A former Tucson eye surgeon convicted of hiring a hit man to kill a business associate has filed a $750,000 claim against the Arizona Department of Corrections.
Bradley Schwartz has been beaten four times in the prison system, with the last one resulting in facial fractures, inoperable tear ducts and nasal damage, according to the notice of claim.
Schwartz's attorney, Brick Storts, said he had written a prison warden three letters before the final attack expressing concern for Schwartz's safety and asking for increased protection.
"In spite of this clear danger, the prison administration continued to place inmates with known histories of assaultive behavior where they had easy access to Dr. Schwartz," Storts wrote in his claim letter.
Bill Lamoreaux, a spokesman for the Arizona Department of Corrections, said it was the department's policy not to comment on pending litigation.
Schwartz, 44, was convicted in May 2006 of conspiracy to commit first-degree murder in the Oct. 5, 2004, slaying of pediatric eye surgeon Dr. David Brian Stidham. Schwartz was sentenced to life in prison with release possible after 25 years.
On Sept. 27, Schwartz left a creative-writing class in the Rincon Unit of the Arizona State Prison complex in Tucson and was attacked on his way to a bathroom, Storts said.
Schwartz's eye sockets were broken along with other facial bones and he was flown to a Maricopa County hospital after a brief visit to St.

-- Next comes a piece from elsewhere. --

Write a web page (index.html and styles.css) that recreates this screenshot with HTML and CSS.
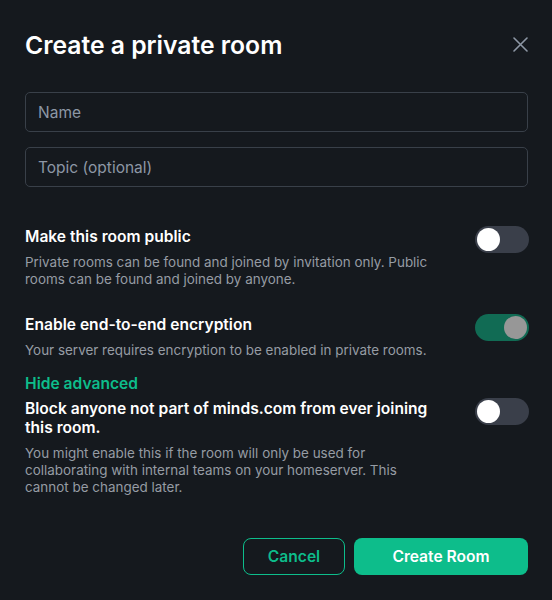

Mary's Hospital, Storts said.
Schwartz spent several days in the intensive-care unit and underwent two plastic surgeries, Storts said.
At the time of the fourth attack, Storts said, "I think he's a target not only because he was a doctor, but because of the case and the fact inmates probably assume that he comes from a family of some means."
Schwartz has found himself the victim of intimidation and "shakedowns," Storts said.
"He isn't a particularly large man, but he's feisty," Storts said. "He's asserted his independence while he's been in there."
Schwartz has made an effort to ignore prison politics and some inmates may resent that, Storts said.
Prosecutors contend that Schwartz paid Ronald Bruce Bigger $10,000 for the slaying because he was angry that Stidham had abandoned their joint practice while Schwartz was in a drug-rehabilitation program.
Stidham ended up with many of Schwartz's patients after Schwartz was indicted on federal drug-fraud charges in September 2002 and Schwartz's medical license was temporarily suspended.
Bigger was convicted of first-degree murder and conspiracy to commit first-degree murder in a separate trial in May 2007. He is serving two life sentences without the possibility of release.